▸ EXERCISE: The line holding "string; label: string;" is the last one to output; start at the first line of the data, keep every line in between exactly, and leave out pictures.

▸ DATASET:
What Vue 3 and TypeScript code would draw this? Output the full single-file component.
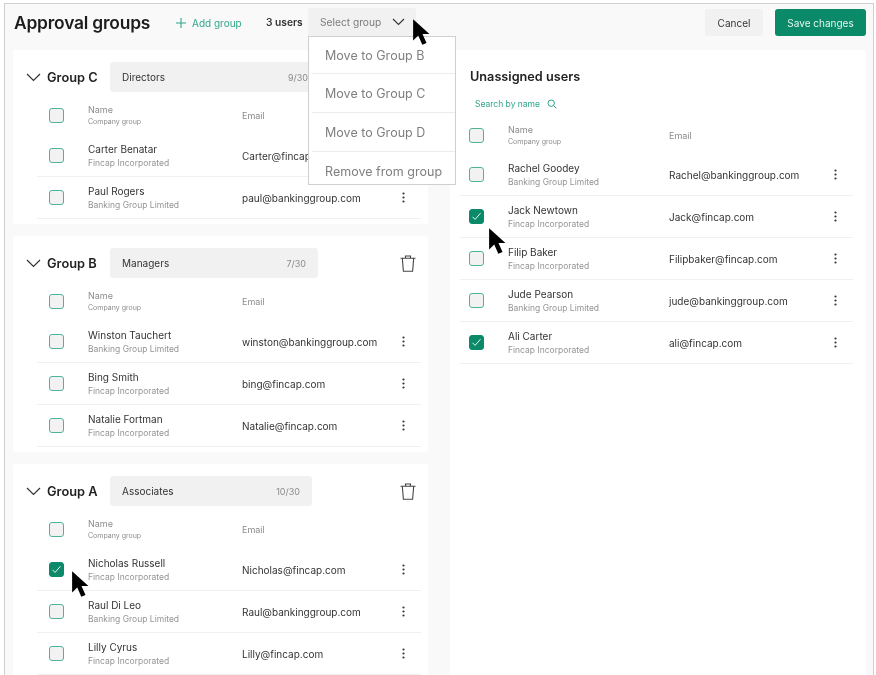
<script setup lang="ts">
interface Person { name: string; org: string; email: string; checked?: boolean; cursor?: boolean }
interface Group { title: string; label: string; count: string; boxWidth: number; people: Person[] }

const groups: Group[] = [
  { title: 'Group C', label: 'Directors', count: '9/30', boxWidth: 210, people: [
    { name: 'Carter Benatar', org: 'Fincap Incorporated', email: 'Carter@fincap.com' },
    { name: 'Paul Rogers', org: 'Banking Group Limited', email: 'paul@bankinggroup.com' },
  ] },
  { title: 'Group B', label: 'Managers', count: '7/30', boxWidth: 208, people: [
    { name: 'Winston Tauchert', org: 'Banking Group Limited', email: 'winston@bankinggroup.com' },
    { name: 'Bing Smith', org: 'Fincap Incorporated', email: 'bing@fincap.com' },
    { name: 'Natalie Fortman', org: 'Fincap Incorporated', email: 'Natalie@fincap.com' },
  ] },
  { title: 'Group A', label: 'Associates', count: '10/30', boxWidth: 202, people: [
    { name: 'Nicholas Russell', org: 'Fincap Incorporated', email: 'Nicholas@fincap.com', checked: true, cursor: true },
    { name: 'Raul Di Leo', org: 'Banking Group Limited', email: 'Raul@bankinggroup.com' },
    { name: 'Lilly Cyrus', org: 'Fincap Incorporated', email: 'Lilly@fincap.com' },
  ] },
]

const unassigned: Person[] = [
  { name: 'Rachel Goodey', org: 'Banking Group Limited', email: 'Rachel@bankinggroup.com' },
  { name: 'Jack Newtown', org: 'Fincap Incorporated', email: 'Jack@fincap.com', checked: true, cursor: true },
  { name: 'Filip Baker', org: 'Fincap Incorporated', email: 'Filipbaker@fincap.com' },
  { name: 'Jude Pearson', org: 'Banking Group Limited', email: 'jude@bankinggroup.com' },
  { name: 'Ali Carter', org: 'Fincap Incorporated', email: 'ali@fincap.com', checked: true },
]

const menu = ['Move to Group B', 'Move to Group C', 'Move to Group D', 'Remove from group']
const cursorPath = 'M1 1 L1 20 L5.6 15.6 L9.2 24 L13 22.3 L9.4 14.2 L15.6 14.2 Z'
</script>

<template>
  <div class="page">
    <div class="frame">
      <header class="topbar">
        <h1 class="title">Approval groups</h1>
        <div class="add">
          <svg width="12" height="12" viewBox="0 0 12 12"><path d="M6 1v10M1 6h10" stroke="#2fa68a" stroke-width="1.1" fill="none" /></svg>
          <span>Add group</span>
        </div>
        <span class="users">3 users</span>
        <div class="select">
          <span>Select group</span>
          <svg class="select-chev" width="13" height="8" viewBox="0 0 13 8"><path d="M1 1l5.5 5.5L12 1" stroke="#333" stroke-width="1.1" fill="none" /></svg>
          <svg class="cursor top-cursor" width="19" height="28" viewBox="0 0 17 25"><path :d="cursorPath" fill="#000" /></svg>
          <ul class="menu">
            <li v-for="item in menu" :key="item">{{ item }}</li>
          </ul>
        </div>
        <button class="btn cancel">Cancel</button>
        <button class="btn save">Save changes</button>
      </header>

      <div class="columns">
        <div class="left">
          <section v-for="g in groups" :key="g.title" class="card group">
            <div class="group-head">
              <svg class="chev" width="15" height="9" viewBox="0 0 15 9"><path d="M1 1l6.5 6.5L14 1" stroke="#333" stroke-width="1.2" fill="none" /></svg>
              <h2 class="group-title">{{ g.title }}</h2>
              <div class="group-box" :style="{ width: g.boxWidth + 'px' }">
                <span>{{ g.label }}</span>
                <span class="count">{{ g.count }}</span>
              </div>
              <svg class="trash" width="16" height="17" viewBox="0 0 16 17" fill="none" stroke="#444" stroke-width="1.1">
                <path d="M.5 3.2h15M5.5 3V1h5v2M2.3 3.2l1.1 13h9.2l1.1-13" />
              </svg>
            </div>
            <div class="row head">
              <span class="check"></span>
              <div class="who"><div class="hn">Name</div><div class="hc">Company group</div></div>
              <div class="he">Email</div>
            </div>
            <div v-for="p in g.people" :key="p.name" class="row line">
              <span class="check" :class="{ on: p.checked }">
                <svg v-if="p.checked" width="11" height="9" viewBox="0 0 11 9"><path d="M1.5 4.8l2.6 2.6 5.4-6.2" stroke="#fff" stroke-width="0.9" fill="none" /></svg>
                <svg v-if="p.cursor" class="cursor row-cursor" width="19" height="28" viewBox="0 0 17 25"><path :d="cursorPath" fill="#000" /></svg>
              </span>
              <div class="who"><div class="pn">{{ p.name }}</div><div class="po">{{ p.org }}</div></div>
              <div class="pe">{{ p.email }}</div>
              <svg class="kebab" width="3" height="11" viewBox="0 0 3 11"><circle cx="1.5" cy="1.5" r="1.1" /><circle cx="1.5" cy="5.5" r="1.1" /><circle cx="1.5" cy="9.5" r="1.1" /></svg>
            </div>
          </section>
        </div>

        <section class="card right">
          <h2 class="un-title">Unassigned users</h2>
          <div class="search">
            <span>Search by name</span>
            <svg width="10" height="10" viewBox="0 0 10 10" fill="none" stroke="#2fa68a" stroke-width="1"><circle cx="4.2" cy="4.2" r="3.2" /><path d="M6.6 6.6L9.4 9.4" /></svg>
          </div>
          <div class="row head">
            <span class="check"></span>
            <div class="who"><div class="hn">Name</div><div class="hc">Company group</div></div>
            <div class="he">Email</div>
          </div>
          <div v-for="p in unassigned" :key="p.name" class="row line">
            <span class="check" :class="{ on: p.checked }">
              <svg v-if="p.checked" width="11" height="9" viewBox="0 0 11 9"><path d="M1.5 4.8l2.6 2.6 5.4-6.2" stroke="#fff" stroke-width="0.9" fill="none" /></svg>
              <svg v-if="p.cursor" class="cursor row-cursor" width="19" height="28" viewBox="0 0 17 25"><path :d="cursorPath" fill="#000" /></svg>
            </span>
            <div class="who"><div class="pn">{{ p.name }}</div><div class="po">{{ p.org }}</div></div>
            <div class="pe">{{ p.email }}</div>
            <svg class="kebab" width="3" height="11" viewBox="0 0 3 11"><circle cx="1.5" cy="1.5" r="1.1" /><circle cx="1.5" cy="5.5" r="1.1" /><circle cx="1.5" cy="9.5" r="1.1" /></svg>
          </div>
        </section>
      </div>
    </div>
  </div>
</template>

<style>
html, body { margin: 0; background: #fff; overflow: hidden; }
</style>

<style scoped>
.page {
  height: 675px;
  overflow: hidden;
  padding: 3px 2px 0 4px;
  box-sizing: border-box;
  font-family: Inter, "Noto Sans", sans-serif;
  color: #2e2e2e;
}
.frame {
  height: 672px;
  box-sizing: border-box;
  border: 1px solid #cfcfcf;
  border-bottom: none;
  background: #f9f9f9;
  padding: 0 7px 0 8px;
  overflow: hidden;
  filter: blur(0.3px);
}
.topbar {
  height: 46px;
  box-sizing: border-box;
  padding-bottom: 9px;
  display: flex;
  align-items: center;
  position: relative;
}
.title {
  margin: 0;
  font-size: 17.4px;
  font-weight: 600;
  color: #1c1c1c;
  letter-spacing: -0.2px;
  width: 162px;
  flex: none;
  padding-left: 1px;
  box-sizing: border-box;
}
.add {
  display: flex;
  align-items: center;
  gap: 5px;
  font-size: 10px;
  color: #2fa68a;
  width: 91px;
  flex: none;
}
.users {
  font-size: 10.2px;
  font-weight: 600;
  width: 42px;
  flex: none;
  margin-top: -2px;
  color: #333;
}
.select {
  width: 108px;
  height: 28px;
  flex: none;
  background: #f1f1f1;
  border-radius: 3px 3px 0 0;
  display: flex;
  align-items: center;
  font-size: 10.2px;
  color: #7b7b7b;
  padding-left: 12px;
  box-sizing: border-box;
  position: relative;
  margin-top: -1px;
  z-index: 5;
}
.select-chev { position: absolute; left: 84px; top: 10px; }
.top-cursor { left: 104px; top: 10px; z-index: 7; }
.cursor { position: absolute; }
.menu {
  position: absolute;
  left: 0;
  top: 28px;
  width: 148px;
  height: 149px;
  box-sizing: border-box;
  margin: 0;
  padding: 0 0 0 3px;
  list-style: none;
  background: #fff;
  border: 1px solid #cfcfcf;
  font-size: 12.5px;
  letter-spacing: 0.02px;
  color: #7f7f7f;
  overflow: hidden;
}
.menu li {
  height: 39px;
  box-sizing: border-box;
  display: flex;
  align-items: center;
  padding-left: 13px;
  border-bottom: 1px solid #ececec;
}
.menu li:first-child { height: 37px; }
.menu li:last-child { border-bottom: none; }
.btn {
  height: 27px;
  border: none;
  border-radius: 3px;
  font-family: inherit;
  font-size: 10px;
  flex: none;
  padding: 0;
}
.cancel { width: 58px; background: #f1f1f1; color: #333; margin-left: auto; }
.save { width: 91px; background: #0b8a6a; color: #e6f5f0; margin-left: 12px; }
.columns {
  display: grid;
  grid-template-columns: 415px 416px;
  column-gap: 22px;
  align-items: start;
}
.left { display: flex; flex-direction: column; gap: 12px; }
.card { background: #fff; border-radius: 3px; }
.group { padding: 12px 7px 5px 24px; }
.group-head {
  display: flex;
  align-items: center;
  height: 30px;
  position: relative;
  margin-left: -12px;
}
.chev { margin-left: 1px; flex: none; }
.group-title {
  margin: 0 0 0 6px;
  font-size: 12.8px;
  font-weight: 600;
  width: 63px;
  flex: none;
  color: #222;
}
.group-box {
  height: 30px;
  background: #f1f1f1;
  border-radius: 3px;
  display: flex;
  align-items: center;
  justify-content: space-between;
  padding: 0 12px;
  box-sizing: border-box;
  font-size: 10px;
  color: #333;
}
.count { font-size: 9px; color: #8a8a8a; }
.trash { position: absolute; right: 5px; top: 7px; }
.row {
  display: flex;
  align-items: center;
  height: 42px;
  box-sizing: border-box;
  padding-left: 12px;
}
.head { height: 43px; padding-top: 3px; }
.head .who { margin-top: 1px; }
.left .row { width: 384px; }
.line { border-bottom: 1px solid #f0f0f0; }
.left .line .who { padding-top: 1px; }
.check {
  width: 15px;
  height: 15px;
  box-sizing: border-box;
  flex: none;
  border: 1.5px solid #4fb39a;
  border-radius: 3px;
  background: #f2f2f2;
  position: relative;
  display: flex;
  align-items: center;
  justify-content: center;
}
.check.on { background: #0b8a6a; border-color: #0b8a6a; }
.row-cursor { left: 21px; top: 7px; z-index: 3; }
.right .row-cursor { left: 18px; top: 17px; }
.who { margin-left: 24px; width: 154px; flex: none; }
.hn { font-size: 9px; color: #8c8c8c; line-height: 12px; }
.hc { font-size: 7px; color: #8c8c8c; line-height: 12px; }
.he { font-size: 9px; color: #8c8c8c; }
.pn { font-size: 10px; color: #333; line-height: 14px; }
.po { font-size: 8.5px; color: #949494; line-height: 14px; }
.pe { font-size: 10px; color: #333; flex: 1; }
.kebab { fill: #333; flex: none; margin-right: 16px; }
.right {
  height: 640px;
  padding: 0 13px 0 10px;
  box-sizing: border-box;
}
.right .row { padding-left: 9px; }
.right .head { height: 40px; padding-top: 2px; }
.right .who { width: 161px; }
.un-title {
  margin: 0;
  padding: 19px 0 0 10px;
  font-size: 12.7px;
  font-weight: 600;
  line-height: 16px;
  color: #222;
}
.search {
  display: flex;
  align-items: center;
  gap: 7px;
  font-size: 8.5px;
  color: #2fa68a;
  height: 16px;
  margin: 11px 0 2px 15px;
}
</style>
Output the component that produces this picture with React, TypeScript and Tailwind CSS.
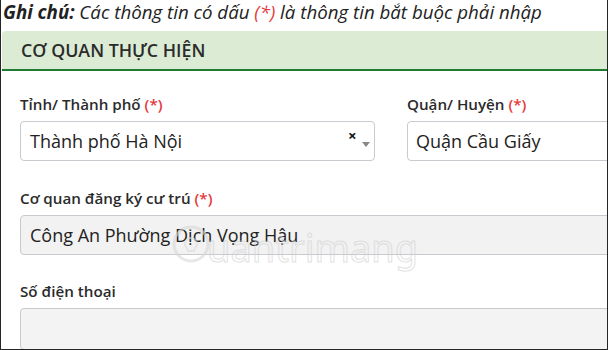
import React from "react";

const font = { fontFamily: '"Open Sans", "Noto Sans", sans-serif' };

function Req() {
  return <span className="text-[#e5393b]">(*)</span>;
}

function Label({ children }: { children: React.ReactNode }) {
  return (
    <div className="text-[15.2px] leading-[24px] font-semibold text-[#2b2b2b] mb-[5px] whitespace-nowrap">
      {children}
    </div>
  );
}

export default function App() {
  return (
    <div
      className="relative w-[608px] h-[350px] overflow-hidden bg-white border-l border-r border-b border-[#262626] text-[#333]"
      style={font}
    >
      <p className="pl-[2px] text-[18.7px] leading-[24px] italic text-[#222] whitespace-nowrap">
        <span className="font-bold">Ghi chú:</span> Các thông tin có dấu{" "}
        <Req /> là thông tin bắt buộc phải nhập
      </p>

      <div className="mt-[7px] ml-[1px] rounded-tl-[4px] bg-[#dcebd4] border-b-2 border-[#1f7a32] pl-[19px] py-[7px]">
        <h2 className="text-[17.8px] leading-[24px] font-semibold text-[#2b2b2b]">
          CƠ QUAN THỰC HIỆN
        </h2>
      </div>

      <div className="w-[760px] pl-[19px] pt-[21px]">
        <div className="grid grid-cols-[355px_1fr] gap-x-[32px]">
          <div>
            <Label>
              Tỉnh/ Thành phố <Req />
            </Label>
            <div className="relative h-[40px] rounded-[4px] border border-[#c9c9d0] bg-white flex items-center pl-[9px]">
              <span className="text-[18px] leading-[24px] text-[#222]">Thành phố Hà Nội</span>
              <span className="absolute left-[327px] top-[5px] text-[15px] font-bold leading-[16px] text-[#111]">
                ×
              </span>
              <span className="absolute left-[341px] top-[20px] w-0 h-0 border-l-[4px] border-r-[4px] border-t-[5px] border-l-transparent border-r-transparent border-t-[#888]" />
            </div>
          </div>
          <div>
            <Label>
              Quận/ Huyện <Req />
            </Label>
            <div className="h-[40px] rounded-[4px] border border-[#c9c9d0] bg-white flex items-center pl-[8px]">
              <span className="text-[18px] leading-[24px] text-[#222]">Quận Cầu Giấy</span>
            </div>
          </div>
        </div>

        <div className="mt-[25px]">
          <Label>
            Cơ quan đăng ký cư trú <Req />
          </Label>
          <div className="h-[40px] rounded-[4px] border border-[#c9c9d0] bg-[#f2f2f2] flex items-center pl-[9px]">
            <span className="text-[18px] leading-[24px] text-[#222]">Công An Phường Dịch Vọng Hậu</span>
          </div>
        </div>

        <div className="mt-[24px]">
          <Label>Số điện thoại</Label>
          <div className="h-[42px] rounded-[4px] border border-[#c9c9d0] bg-[#f3f3f4]" />
        </div>
      </div>

      {/* watermark */}
      <div className="absolute left-[170px] top-[222px] flex items-end pointer-events-none opacity-60">
        <svg width="40" height="44" viewBox="0 0 40 44" fill="none">
          <circle cx="20" cy="22" r="17" stroke="#d8d8d8" strokeWidth="3" />
          <path d="M14 22a6 6 0 1 1 12 0c0 3-3 4-3 7h-6c0-3-3-4-3-7z" stroke="#dcdcdc" strokeWidth="2" />
          <path d="M20 5v3M8 10l2 2M32 10l-2 2" stroke="#dcdcdc" strokeWidth="2" />
        </svg>
        <span
          className="text-[38px] leading-[38px] -ml-[4px]"
          style={{ fontFamily: '"Noto Sans", sans-serif', WebkitTextStroke: "1px #d0d0d0", color: "transparent" }}
        >
          uantrimang
        </span>
      </div>
    </div>
  );
}
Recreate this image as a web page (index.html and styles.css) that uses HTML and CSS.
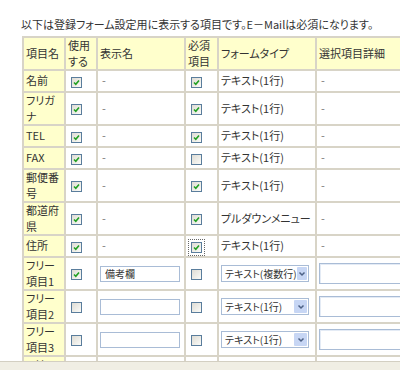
FILE: index.html
```html
<!DOCTYPE html>
<html lang="ja">
<head>
    <meta charset="UTF-8">
    <title>登録フォーム設定</title>
    <link rel="stylesheet" href="styles.css">
</head>
<body>
<div class="page">
    <div class="content">
        <p class="intro">以下は登録フォーム設定用に表示する項目です。E－Mailは必須になります。</p>

        <!-- 項目一覧 -->
        <table class="items">
            <colgroup>
                <col class="c-name">
                <col class="c-use">
                <col class="c-label">
                <col class="c-req">
                <col class="c-type">
                <col class="c-detail">
            </colgroup>
            <tr>
                <th>項目名</th>
                <th>使用<br>する</th>
                <th>表示名</th>
                <th>必須<br>項目</th>
                <th>フォームタイプ</th>
                <th>選択項目詳細</th>
            </tr>
            <tr class="one">
                <td class="name">名前</td>
                <td><span class="cb on"><svg viewBox="0 0 9 9"><path d="M2 4.5L3.8 6.3L7 2.6"/></svg></span></td>
                <td class="dash">-</td>
                <td><span class="cb on"><svg viewBox="0 0 9 9"><path d="M2 4.5L3.8 6.3L7 2.6"/></svg></span></td>
                <td class="type">テキスト(1行)</td>
                <td class="dash">-</td>
            </tr>
            <tr>
                <td class="name">フリガ<br>ナ</td>
                <td><span class="cb on"><svg viewBox="0 0 9 9"><path d="M2 4.5L3.8 6.3L7 2.6"/></svg></span></td>
                <td class="dash">-</td>
                <td><span class="cb on"><svg viewBox="0 0 9 9"><path d="M2 4.5L3.8 6.3L7 2.6"/></svg></span></td>
                <td class="type">テキスト(1行)</td>
                <td class="dash">-</td>
            </tr>
            <tr class="one">
                <td class="name">TEL</td>
                <td><span class="cb on"><svg viewBox="0 0 9 9"><path d="M2 4.5L3.8 6.3L7 2.6"/></svg></span></td>
                <td class="dash">-</td>
                <td><span class="cb on"><svg viewBox="0 0 9 9"><path d="M2 4.5L3.8 6.3L7 2.6"/></svg></span></td>
                <td class="type">テキスト(1行)</td>
                <td class="dash">-</td>
            </tr>
            <tr class="one">
                <td class="name">FAX</td>
                <td><span class="cb on"><svg viewBox="0 0 9 9"><path d="M2 4.5L3.8 6.3L7 2.6"/></svg></span></td>
                <td class="dash">-</td>
                <td><span class="cb"></span></td>
                <td class="type">テキスト(1行)</td>
                <td class="dash">-</td>
            </tr>
            <tr>
                <td class="name">郵便番<br>号</td>
                <td><span class="cb on"><svg viewBox="0 0 9 9"><path d="M2 4.5L3.8 6.3L7 2.6"/></svg></span></td>
                <td class="dash">-</td>
                <td><span class="cb on"><svg viewBox="0 0 9 9"><path d="M2 4.5L3.8 6.3L7 2.6"/></svg></span></td>
                <td class="type">テキスト(1行)</td>
                <td class="dash">-</td>
            </tr>
            <tr>
                <td class="name">都道府<br>県</td>
                <td><span class="cb on"><svg viewBox="0 0 9 9"><path d="M2 4.5L3.8 6.3L7 2.6"/></svg></span></td>
                <td class="dash">-</td>
                <td><span class="cb on"><svg viewBox="0 0 9 9"><path d="M2 4.5L3.8 6.3L7 2.6"/></svg></span></td>
                <td class="type">プルダウンメニュー</td>
                <td class="dash">-</td>
            </tr>
            <tr class="one">
                <td class="name">住所</td>
                <td><span class="cb on"><svg viewBox="0 0 9 9"><path d="M2 4.5L3.8 6.3L7 2.6"/></svg></span></td>
                <td class="dash">-</td>
                <td><span class="cb on focus"><svg viewBox="0 0 9 9"><path d="M2 4.5L3.8 6.3L7 2.6"/></svg></span></td>
                <td class="type">テキスト(1行)</td>
                <td class="dash">-</td>
            </tr>
            <tr>
                <td class="name">フリー<br>項目1</td>
                <td><span class="cb on"><svg viewBox="0 0 9 9"><path d="M2 4.5L3.8 6.3L7 2.6"/></svg></span></td>
                <td><input class="field" type="text" value="備考欄"></td>
                <td><span class="cb"></span></td>
                <td>
                    <span class="select">テキスト(複数行)<span class="select-btn"><svg viewBox="0 0 8 6"><path d="M1.5 1.5L4 4L6.5 1.5"/></svg></span></span>
                </td>
                <td><span class="area"></span></td>
            </tr>
            <tr>
                <td class="name">フリー<br>項目2</td>
                <td><span class="cb"></span></td>
                <td><input class="field" type="text" value=""></td>
                <td><span class="cb"></span></td>
                <td>
                    <span class="select">テキスト(1行)<span class="select-btn"><svg viewBox="0 0 8 6"><path d="M1.5 1.5L4 4L6.5 1.5"/></svg></span></span>
                </td>
                <td><span class="area"></span></td>
            </tr>
            <tr>
                <td class="name">フリー<br>項目3</td>
                <td><span class="cb"></span></td>
                <td><input class="field" type="text" value=""></td>
                <td><span class="cb"></span></td>
                <td>
                    <span class="select">テキスト(1行)<span class="select-btn"><svg viewBox="0 0 8 6"><path d="M1.5 1.5L4 4L6.5 1.5"/></svg></span></span>
                </td>
                <td><span class="area"></span></td>
            </tr>
            <tr>
                <td class="name">フリー<br>項目4</td>
                <td><span class="cb"></span></td>
                <td><input class="field" type="text" value=""></td>
                <td><span class="cb"></span></td>
                <td>
                    <span class="select">テキスト(1行)<span class="select-btn"><svg viewBox="0 0 8 6"><path d="M1.5 1.5L4 4L6.5 1.5"/></svg></span></span>
                </td>
                <td><span class="area"></span></td>
            </tr>
        </table>
    </div>
    <div class="statusbar"></div>
</div>
</body>
</html>
```

FILE: styles.css
```css
body {
    margin: 0;
    background-color: #fff;
    color: #333;
    font-family: "Noto Sans CJK JP", "Liberation Sans", sans-serif;
    font-size: 11px;
    font-feature-settings: "palt";
}

.page {
    height: 370px;
    display: flex;
    flex-direction: column;
}

.content {
    flex: 1;
    overflow: hidden;
    padding-left: 21px;
}

.intro {
    margin: 16px 0 4px;
    line-height: 16px;
    white-space: nowrap;
}

.statusbar {
    height: 8px;
    background-color: #f0eee4;
    border-top: 1px solid #d3cfc2;
}

/* table */
.items {
    margin-left: 1px;
    border-collapse: collapse;
    table-layout: fixed;
    width: 440px;
}

.c-name { width: 42px; }
.c-use { width: 32px; }
.c-label { width: 88px; }
.c-req { width: 33px; }
.c-type { width: 98px; }
.c-detail { width: 147px; }

.items th,
.items td {
    border: 2px solid #d8d4c7;
    padding: 0 2px;
    line-height: 15.5px;
    text-align: left;
    vertical-align: middle;
    font-weight: normal;
    white-space: nowrap;
}

.items th,
.items td.name {
    background-color: #ffffcc;
}

.items tr.one td {
    height: 20px;
}

.dash {
    color: #777;
    padding-left: 4px !important;
}

/* checkbox */
.cb {
    display: inline-block;
    width: 9px;
    height: 9px;
    margin-left: 3px;
    border: 1px solid #5a7d9c;
    background: linear-gradient(135deg, #dedcd4, #fbfbf8);
    vertical-align: middle;
}

.cb svg {
    display: block;
    width: 9px;
    height: 9px;
    fill: none;
    stroke: #22a022;
    stroke-width: 1.6;
}

.cb.focus {
    outline: 1px dotted #666;
    outline-offset: 2px;
}

/* form controls */
.field {
    display: block;
    box-sizing: border-box;
    width: 80px;
    height: 16px;
    margin: 0;
    padding: 0 4px;
    border: 1px solid #a9bcd6;
    font-family: inherit;
    font-size: 10px;
    color: #333;
}

.select {
    display: flex;
    align-items: center;
    box-sizing: border-box;
    width: 88px;
    height: 17px;
    padding-left: 3px;
    border: 1px solid #a9bcd6;
    font-size: 10px;
    line-height: 13px;
}

.select-btn {
    margin-left: auto;
    width: 13px;
    height: 13px;
    margin-right: 1px;
    background-color: #c7d6f4;
    border-radius: 1px;
    display: flex;
    align-items: center;
    justify-content: center;
}

.select-btn svg {
    width: 8px;
    height: 6px;
    fill: none;
    stroke: #4d6185;
    stroke-width: 1.5;
}

.area {
    display: block;
    box-sizing: border-box;
    width: 150px;
    height: 21px;
    border: 1px solid #a9bcd6;
    box-shadow: inset 1px 1px 0 #e4ebf5;
}
```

▸ TASK ANSWER:
What Vue 3 and TypeScript code would draw this? Output the full single-file component.
<script setup lang="ts">
interface Person { name: string; org: string; email: string; checked?: boolean; cursor?: boolean }
interface Group { title: string; label: string; count: string; boxWidth: number; people: Person[] }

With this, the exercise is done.